The SEAD Campaign: Opening Hours
CENTCOM's SEAD plan executed in three simultaneous phases during the first hours of Epic Fury:
- Electronic attack: EA-18G Growlers from carrier air wings broadcast powerful jamming across multiple frequency bands, degrading Iranian radar performance and disrupting command and control links between air defense sectors
- Anti-radiation missiles: F-16CJ Wild Weasels and F-35As launched AGM-88 HARM and AGM-88G AARGM-ER missiles that homed on Iranian radar emissions. The AARGM-ER's GPS-aided guidance allowed it to strike radars even if operators shut down to avoid detection.
- Stand-off strikes: Tomahawk and JASSM-ER cruise missiles targeted known SAM battery positions, command bunkers, and communications nodes using pre-programmed coordinates derived from years of signals intelligence collection
The F-35 Advantage
The F-35A Lightning II proved indispensable in the SEAD/DEAD campaign. Its combination of very low observable stealth, advanced electronic warfare suite, and sensor fusion allowed it to operate inside Iranian air defense engagement zones that would have been lethal for fourth-generation fighters.
F-35 pilots described their role as "quarterback" — penetrating enemy airspace to identify, geolocate, and classify threats, then directing stand-off weapons from B-1Bs, F-15Es, and naval platforms onto those targets. The F-35's AN/ASQ-239 electronic warfare system could passively detect and track radar emissions at long range, building a real-time picture of the surviving air defense network.
In several engagements, F-35s engaged Iranian SAM sites directly using GBU-39/B Small Diameter Bombs and AGM-88G AARGM-ER missiles. The combination of stealth approach and precision engagement proved devastating — Iranian radar operators often had no warning before their systems were destroyed.
Transition to DEAD
Within 48 hours, CENTCOM assessed that Iran's long-range air defense capability had been "significantly degraded." The focus shifted from suppression to destruction — permanently eliminating surviving systems rather than temporarily neutralizing them.
DEAD missions employed heavier weapons, including GBU-31 JDAMs and GBU-24 Paveway III laser-guided bombs, against confirmed SAM battery positions. Strike aircraft operated at medium altitude with fighter escort, a posture that would have been suicidal 48 hours earlier but was now feasible with the long-range threat eliminated.
Iranian Adaptation
Iran's air defense operators were not passive. They employed several countermeasures:
- Emissions control: Shutting down radars to avoid anti-radiation missiles, then briefly activating to acquire targets before shutting down again ("blinking")

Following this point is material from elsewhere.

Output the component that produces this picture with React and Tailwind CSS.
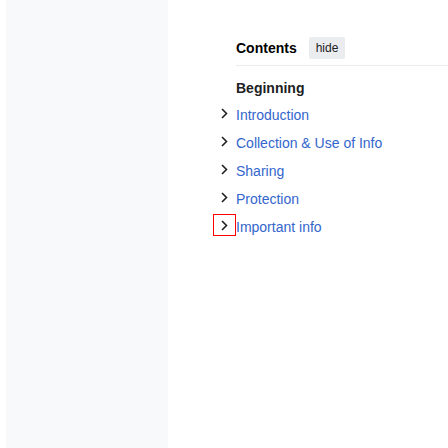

- Decoys: Deploying radar emitting decoys to attract HARM missiles away from real systems
- Relocation: Moving mobile systems (Tor-M1, some Sayyad units) between pre-surveyed positions
- Passive detection: Using electro-optical tracking systems that emit no radar signature
These tactics prolonged the survival of some short-range systems, particularly mobile Tor-M1 batteries that proved difficult to locate and destroy. However, without the umbrella of the destroyed long-range S-300 and Bavar-373 systems, these residual defenses could not prevent coalition aircraft from operating over Iranian territory.
Assessment
The SEAD/DEAD campaign against Iran validated decades of US investment in electronic warfare, stealth technology, and anti-radiation missiles. Iran's air defenses — while more capable than anything Iraq fielded in 1991 or 2003 — ultimately could not withstand the combination of stand-off missiles, stealth penetration, and electronic attack that the US brought to bear. The campaign took approximately five days to reduce Iran's air defense network to the point where conventional strike operations could proceed with acceptable risk.
However, the SEAD/DEAD experience also carried warnings. Iran's air defenses, while degraded, were not negligible — they achieved some intercepts and forced US aircraft to operate with greater caution than would have been necessary over an undefended adversary. A peer competitor with more advanced and numerous systems, such as China or Russia, would present a SEAD/DEAD challenge of an entirely different magnitude. The lessons learned over Iran — the value of stealth, the criticality of electronic warfare, and the need for large inventories of anti-radiation missiles — will shape US air doctrine for decades to come.